Read more: Trump Puts a Halt to FHA Mortgage Cuts

“Constrained inventory in many areas and climbing rents, home prices, and mortgage rates means it’s not getting any easier to be a first-time buyer,” says Lawrence Yun, the chief economist for the National Association of REALTORS®. “It will take more entry-level supply, continued job gains, and even stronger wage growth for first-timers to make up a greater share of the market.”

First-time buyers represented 32 percent of nationwide sales in all of 2016, NAR reported Tuesday.

The biggest problem facing first-time buyers is the low inventory of homes for sale in the entry-level price range, says Nela Richardson, chief economist for Redfin.

“That’s a real problem,” Richardson says. “Just because you got financing doesn’t mean you get a home. It’s a hard market. … We haven't seen an increase in the starter-level inventory since 2009. That's been the biggest problem in the housing market recently."
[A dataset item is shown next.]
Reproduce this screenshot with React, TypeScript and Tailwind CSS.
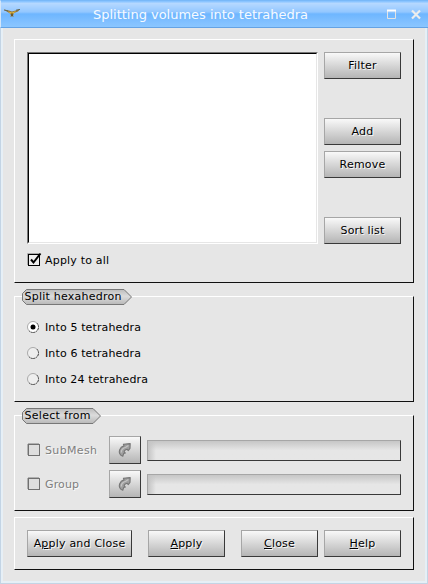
import React from 'react';

const raised =
  'border border-t-[#a6a6a6] border-l-[#a6a6a6] border-r-[#393939] border-b-[#393939] bg-gradient-to-b from-[#f9f9f9] to-[#b5b5b5]';
const panel = 'relative border border-t-white border-l-white border-r-[#101010] border-b-[#101010]';
const embossed = '[text-shadow:1px_1px_0_#f8f8f8]';

function Button({ children, className = 'w-[77px]' }: { children: React.ReactNode; className?: string }) {
  return (
    <button className={`flex h-[27px] shrink-0 items-center justify-center whitespace-nowrap tracking-[0.2px] ${raised} ${embossed} ${className}`}>
      <span>{children}</span>
    </button>
  );
}

function Caption({ text, width, textWidth }: { text: string; width: number; textWidth: number }) {
  return (
    <div className="absolute -top-2 left-[7px] h-4" style={{ width }}>
      <svg className="absolute inset-0" width={width} height="16">
        <defs>
          <linearGradient id={`caption-${width}`} x1="0" y1="0" x2="0" y2="1">
            <stop offset="0" stopColor="#bcbcbc" />
            <stop offset="0.45" stopColor="#dcdcdc" />
            <stop offset="1" stopColor="#b8b8b8" />
          </linearGradient>
        </defs>
        <path
          d={`M4.5 .5H${width - 8}L${width - 0.5} 8L${width - 8} 15.5H4.5L.5 11.5V4.5Z`}
          fill={`url(#caption-${width})`}
          stroke="#777"
        />
        <text x="2.5" y="11" fontSize="11" textLength={textWidth} fill="#000">
          {text}
        </text>
      </svg>
    </div>
  );
}

function Label({ text, width, disabled = false }: { text: string; width: number; disabled?: boolean }) {
  return (
    <svg width={width + 2} height="16" className="shrink-0 overflow-visible">
      {disabled && (
        <text x="1" y="13" fontSize="11" textLength={width} fill="#fafafa">
          {text}
        </text>
      )}
      <text x="0" y="12" fontSize="11" textLength={width} fill={disabled ? '#7e7e7e' : '#000'}>
        {text}
      </text>
    </svg>
  );
}

function Radio({ text, width, checked = false }: { text: string; width: number; checked?: boolean }) {
  return (
    <div className="flex h-[26px] items-center gap-1.5">
      <svg width="12" height="12">
        <circle cx="6" cy="6" r="5.5" fill={checked ? '#fff' : '#eee'} />
        <path d="M2.1 9.9A5.5 5.5 0 0 1 9.9 2.1" fill="none" stroke="#aaa" />
        <path d="M9.9 2.1A5.5 5.5 0 0 1 2.1 9.9" fill="none" stroke="#333" strokeDasharray="2 .6" />
        {checked && <circle cx="6" cy="6" r="2.5" fill="#000" />}
      </svg>
      <Label text={text} width={width} />
    </div>
  );
}

function SourceRow({ text, width }: { text: string; width: number }) {
  return (
    <div className="flex h-7 items-center">
      <div className="flex w-[82px] items-center gap-[5px]">
        <svg width="13" height="13" className="mb-0.5" shapeRendering="crispEdges">
          <path d="M.5 11.5V1.5H1.5V.5H11.5" fill="none" stroke="#b0b0b0" />
          <rect x="1.5" y="1.5" width="11" height="11" fill="#dedede" stroke="#707070" />
        </svg>
        <Label text={text} width={width} disabled />
      </div>
      <button className={`flex h-7 w-8 items-center justify-center ${raised}`}>
        <svg width="16" height="16" viewBox="0 0 16 16">
          <path
            d="M5.8 14.3C3 13.4 1.6 10.6 2.6 8C3.4 5.8 5.2 4.4 7 3.9L6.4 2.3L13.2 1.6L13 6.3L11.2 8.6L10.2 7.2C8.2 7.6 6.8 9 7.3 10.4L8.4 11L6.6 11.6Z"
            fill="#9f9f9f"
            stroke="#757575"
            strokeWidth="1.1"
            strokeLinejoin="round"
          />
          <path d="M4.4 10.5C4 7.8 6.3 6 8.8 5.2L11.4 3.4" fill="none" stroke="#c4c4c4" strokeWidth="1.2" />
        </svg>
      </button>
      <div className="ml-1.5 h-[21px] w-[254px] border border-t-[#a6a6a6] border-l-[#a6a6a6] border-r-[#393939] border-b-[#393939] bg-[#e6e6e6] bg-gradient-to-b from-[#c6c6c6] to-[#e6e6e6] to-50%">
        <div className="h-full w-2 bg-gradient-to-r from-[#c4c4c4] to-transparent" />
      </div>
    </div>
  );
}

export default function App() {
  return (
    <div className="flex h-[584px] w-[428px] flex-col overflow-hidden bg-[#e6e6e6] font-['DejaVu_Sans',sans-serif] text-[11px] leading-[13px] text-black">
      <header className="flex h-7 shrink-0 items-center border-t border-b border-l border-t-[#78b8f8] border-b-[#64a2e4] border-l-[#d5e6f8] bg-[linear-gradient(#8ac4ff_0,#8ac4ff_1px,#b7d9ff_2px,#93c7ff_11px,#6eb6ff_13px,#83c1ff_22px,#8ac6ff_26px)] pl-[3px]">
        <svg width="17" height="12" viewBox="0 0 17 12">
          <path d="M0 1.5L5 2.5L8 3.5L16 1.2L14 3.5L10 5L9 7.5L10 8.5H6L7 7.5L6 5.5L2 3Z" fill="#94783c" />
          <path d="M4 3.5L8 4.5L12 3L9 6H7Z" fill="#e3b83d" />
          <path d="M0 2L4 3M12 2.2L16 1.4" stroke="#656754" />
          <path d="M8 5V8" stroke="#40391f" />
        </svg>
        <svg width="218" height="20" className="ml-[72px]">
          <text x="0" y="15" fontSize="13" textLength="215" fill="#f6faff">
            Splitting volumes into tetrahedra
          </text>
        </svg>
        <svg width="36" height="12" className="mt-0.5 ml-[75px]">
          <path d="M1.5 1.5H9.5V9.5H1.5Z" fill="none" stroke="#e3e3e3" />
          <path d="M1 1.5H10" stroke="white" strokeWidth="2" />
          <path d="M26 1.5L34 9.5M34 1.5L26 9.5" stroke="#ededed" strokeWidth="2.2" />
        </svg>
      </header>
      <div className="flex grow border-r border-b border-l border-[#c3d4e4]">
        <main className="flex grow flex-col border-r-2 border-b-2 border-l-2 border-[#e6eff6] pt-[11px] pl-[11px]">
          <section className={`${panel} h-[244px] w-[400px] pt-3 pl-3`}>
            <div className="flex gap-1.5">
              <div className="h-48 w-[291px] border border-t-[#777] border-l-[#777] border-r-white border-b-white">
                <div className="h-full border border-t-black border-l-black border-r-[#e6e6e6] border-b-[#e6e6e6] bg-white" />
              </div>
              <div className="flex flex-col">
                <Button>Filter</Button>
                <div className="mt-[39px] flex flex-col gap-1.5">
                  <Button>Add</Button>
                  <Button>Remove</Button>
                </div>
                <div className="mt-[39px]">
                  <Button>Sort list</Button>
                </div>
              </div>
            </div>
            <div className="mt-2 flex items-center gap-1">
              <svg width="14" height="16" className="overflow-visible">
                <path d="M.5 13V1.5H12" fill="none" stroke="#aaa" />
                <rect x="1.5" y="2.5" width="11" height="11" fill="#eee" stroke="#000" />
                <path d="M4 7.5L6.5 10.5L13.5 1.5" fill="none" stroke="#000" strokeWidth="2" />
              </svg>
              <Label text="Apply to all" width={64} />
            </div>
          </section>
          <section className={`${panel} mt-[13px] h-[106px] w-[400px] pt-[17px] pl-3`}>
            <Caption text="Split hexahedron" width={110} textWidth={97} />
            <Radio text="Into 5 tetrahedra" width={96} checked />
            <Radio text="Into 6 tetrahedra" width={96} />
            <Radio text="Into 24 tetrahedra" width={103} />
          </section>
          <section className={`${panel} mt-[13px] flex h-24 w-[400px] flex-col gap-1.5 pt-5 pl-3`}>
            <Caption text="Select from" width={79} textWidth={66} />
            <SourceRow text="SubMesh" width={52} />
            <SourceRow text="Group" width={34} />
          </section>
          <section className={`${panel} mt-1.5 flex h-[53px] w-[400px] pt-3 pl-3`}>
            <Button className="w-[105px]">A<u>p</u>ply and Close</Button>
            <Button className="ml-4 w-[77px]"><u>A</u>pply</Button>
            <Button className="ml-4 w-[77px]"><u>C</u>lose</Button>
            <Button className="ml-1.5 w-[77px]"><u>H</u>elp</Button>
          </section>
        </main>
      </div>
    </div>
  );
}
Inventory woes are stemming from fewer single-family homes being built by builders, people staying in their homes longer, and investors holding onto starter homes they purchased during the housing crisis for a longer time to profit off of what they turned into a rental.

As such, the message for first-time buyers is: "You're going to lose out on a few homes," says Ray Rodriguez, regional mortgage sales manager at TD Bank in New York. "You might have to temper your wants. ... I think you just have to be more patient and know that it could be a frustrating process."

Nearly a quarter of homes for sale at the end of 2016 were in the starter price range, which is defined as the lower third of all home values per market, according to an analysis by Trulia. That is 12 percent lower than it was at the end of 2015.

NAR officials say the Federal Housing Administration’s mortgage insurance premium cut would have helped. NAR is pushing for its reinstatement. A 0.85 percent to 0.60 percent annual cut in premiums was announced by the outgoing Obama administration on Jan. 9 and was set to take effect Jan. 27. However, one of President Trump’s first acts after being sworn in as president was to halt the reductions “indefinitely.”

“Without the premium reduction, we estimate that roughly 750,000 to 850,000 home buyers will face higher costs and between 30,000 and 40,000 would-be buyers will be prevented from entering the market,” says William E. Brown, NAR’s president.